## Data block
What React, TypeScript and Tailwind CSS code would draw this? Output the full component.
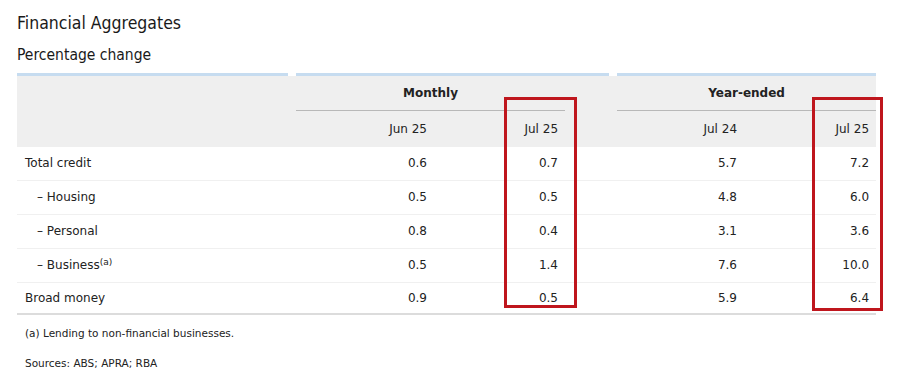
const rows = [
  { label: 'Total credit', indent: false, sup: false, v: ['0.6', '0.7', '5.7', '7.2'] },
  { label: 'Housing', indent: true, sup: false, v: ['0.5', '0.5', '4.8', '6.0'] },
  { label: 'Personal', indent: true, sup: false, v: ['0.8', '0.4', '3.1', '3.6'] },
  { label: 'Business', indent: true, sup: true, v: ['0.5', '1.4', '7.6', '10.0'] },
  { label: 'Broad money', indent: false, sup: false, v: ['0.9', '0.5', '5.9', '6.4'] },
];

const App = () => {
  return (
    <div className="relative w-[900px] h-[374px] bg-white text-[#222] font-['DejaVu_Sans',sans-serif] overflow-hidden">
      <div className="pl-[17px] pt-[12px]">
        <h1 className="font-['DejaVu_Sans_Condensed','DejaVu_Sans',sans-serif] text-[17.5px] leading-[22px] text-[#1a1a1a]">
          Financial Aggregates
        </h1>
        <h2 className="mt-[11px] font-['DejaVu_Sans_Condensed','DejaVu_Sans',sans-serif] text-[15.5px] leading-[20px] text-[#1a1a1a]">
          Percentage change
        </h2>

        {/* blue bars above each column group */}
        <div className="mt-[8px] flex gap-2 w-[859px]">
          <div className="h-[3px] w-[271px] bg-[#c6dcf0]" />
          <div className="h-[3px] w-[313px] bg-[#c6dcf0]" />
          <div className="h-[3px] flex-1 bg-[#c6dcf0]" />
        </div>

        <table className="w-[859px] table-fixed border-collapse text-[12px]">
          <colgroup>
            <col className="w-[279px]" />
            <col className="w-[138px]" />
            <col className="w-[131px]" />
            <col className="w-[52px]" />
            <col className="w-[127px]" />
            <col className="w-[132px]" />
          </colgroup>
          <thead className="bg-[#efefef]">
            <tr className="h-[34px]">
              <th />
              <th colSpan={2} className="border-b border-[#b8b8b8] text-center font-bold align-middle">
                Monthly
              </th>
              <th />
              <th colSpan={2} className="border-b border-[#b8b8b8] text-center font-bold align-middle">
                Year-ended
              </th>
            </tr>
            <tr className="h-[37px]">
              <th />
              <th className="pr-[7px] text-right font-normal">Jun 25</th>
              <th className="pr-[7px] text-right font-normal">Jul 25</th>
              <th />
              <th className="pr-[7px] text-right font-normal">Jul 24</th>
              <th className="pr-[7px] text-right font-normal">Jul 25</th>
            </tr>
          </thead>
          <tbody>
            {rows.map((r, i) => (
              <tr
                key={r.label}
                className={
                  i === rows.length - 1
                    ? 'h-[32px] border-b-[2px] border-[#dcdcdc]'
                    : i === 0
                      ? 'h-[33px] border-b border-[#f0f0f0]'
                      : 'h-[34px] border-b border-[#f0f0f0]'
                }
              >
                <td className={r.indent ? 'pl-[20px]' : 'pl-[8px]'}>
                  {r.indent && '– '}
                  {r.label}
                  {r.sup && <sup className="text-[9px]">(a)</sup>}
                </td>
                <td className="pr-[7px] text-right">{r.v[0]}</td>
                <td className="pr-[7px] text-right">{r.v[1]}</td>
                <td />
                <td className="pr-[7px] text-right">{r.v[2]}</td>
                <td className="pr-[7px] text-right">{r.v[3]}</td>
              </tr>
            ))}
          </tbody>
        </table>

        <p className="mt-[11px] pl-[8px] text-[10.5px] leading-[14px]">(a) Lending to non-financial businesses.</p>
        <p className="mt-[16px] pl-[8px] text-[10.5px] leading-[14px]">Sources: ABS; APRA; RBA</p>
      </div>

      {/* red highlight boxes */}
      <div className="absolute left-[504px] top-[97px] w-[73px] h-[211px] border-[3px] border-[#bf161d]" />
      <div className="absolute left-[812px] top-[97px] w-[71px] h-[214px] border-[3px] border-[#bf161d]" />
    </div>
  );
};

export default App;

## What to work on
Are you able to set down all the lines above exactly, without any pictures?

## Task response
What React, TypeScript and Tailwind CSS code would draw this? Output the full component.
const rows = [
  { label: 'Total credit', indent: false, sup: false, v: ['0.6', '0.7', '5.7', '7.2'] },
  { label: 'Housing', indent: true, sup: false, v: ['0.5', '0.5', '4.8', '6.0'] },
  { label: 'Personal', indent: true, sup: false, v: ['0.8', '0.4', '3.1', '3.6'] },
  { label: 'Business', indent: true, sup: true, v: ['0.5', '1.4', '7.6', '10.0'] },
  { label: 'Broad money', indent: false, sup: false, v: ['0.9', '0.5', '5.9', '6.4'] },
];

const App = () => {
  return (
    <div className="relative w-[900px] h-[374px] bg-white text-[#222] font-['DejaVu_Sans',sans-serif] overflow-hidden">
      <div className="pl-[17px] pt-[12px]">
        <h1 className="font-['DejaVu_Sans_Condensed','DejaVu_Sans',sans-serif] text-[17.5px] leading-[22px] text-[#1a1a1a]">
          Financial Aggregates
        </h1>
        <h2 className="mt-[11px] font-['DejaVu_Sans_Condensed','DejaVu_Sans',sans-serif] text-[15.5px] leading-[20px] text-[#1a1a1a]">
          Percentage change
        </h2>

        {/* blue bars above each column group */}
        <div className="mt-[8px] flex gap-2 w-[859px]">
          <div className="h-[3px] w-[271px] bg-[#c6dcf0]" />
          <div className="h-[3px] w-[313px] bg-[#c6dcf0]" />
          <div className="h-[3px] flex-1 bg-[#c6dcf0]" />
        </div>

        <table className="w-[859px] table-fixed border-collapse text-[12px]">
          <colgroup>
            <col className="w-[279px]" />
            <col className="w-[138px]" />
            <col className="w-[131px]" />
            <col className="w-[52px]" />
            <col className="w-[127px]" />
            <col className="w-[132px]" />
          </colgroup>
          <thead className="bg-[#efefef]">
            <tr className="h-[34px]">
              <th />
              <th colSpan={2} className="border-b border-[#b8b8b8] text-center font-bold align-middle">
                Monthly
              </th>
              <th />
              <th colSpan={2} className="border-b border-[#b8b8b8] text-center font-bold align-middle">
                Year-ended
              </th>
            </tr>
            <tr className="h-[37px]">
              <th />
              <th className="pr-[7px] text-right font-normal">Jun 25</th>
              <th className="pr-[7px] text-right font-normal">Jul 25</th>
              <th />
              <th className="pr-[7px] text-right font-normal">Jul 24</th>
              <th className="pr-[7px] text-right font-normal">Jul 25</th>
            </tr>
          </thead>
          <tbody>
            {rows.map((r, i) => (
              <tr
                key={r.label}
                className={
                  i === rows.length - 1
                    ? 'h-[32px] border-b-[2px] border-[#dcdcdc]'
                    : i === 0
                      ? 'h-[33px] border-b border-[#f0f0f0]'
                      : 'h-[34px] border-b border-[#f0f0f0]'
                }
              >
                <td className={r.indent ? 'pl-[20px]' : 'pl-[8px]'}>
                  {r.indent && '– '}
                  {r.label}
                  {r.sup && <sup className="text-[9px]">(a)</sup>}
                </td>
                <td className="pr-[7px] text-right">{r.v[0]}</td>
                <td className="pr-[7px] text-right">{r.v[1]}</td>
                <td />
                <td className="pr-[7px] text-right">{r.v[2]}</td>
                <td className="pr-[7px] text-right">{r.v[3]}</td>
              </tr>
            ))}
          </tbody>
        </table>

        <p className="mt-[11px] pl-[8px] text-[10.5px] leading-[14px]">(a) Lending to non-financial businesses.</p>
        <p className="mt-[16px] pl-[8px] text-[10.5px] leading-[14px]">Sources: ABS; APRA; RBA</p>
      </div>

      {/* red highlight boxes */}
      <div className="absolute left-[504px] top-[97px] w-[73px] h-[211px] border-[3px] border-[#bf161d]" />
      <div className="absolute left-[812px] top-[97px] w-[71px] h-[214px] border-[3px] border-[#bf161d]" />
    </div>
  );
};

export default App;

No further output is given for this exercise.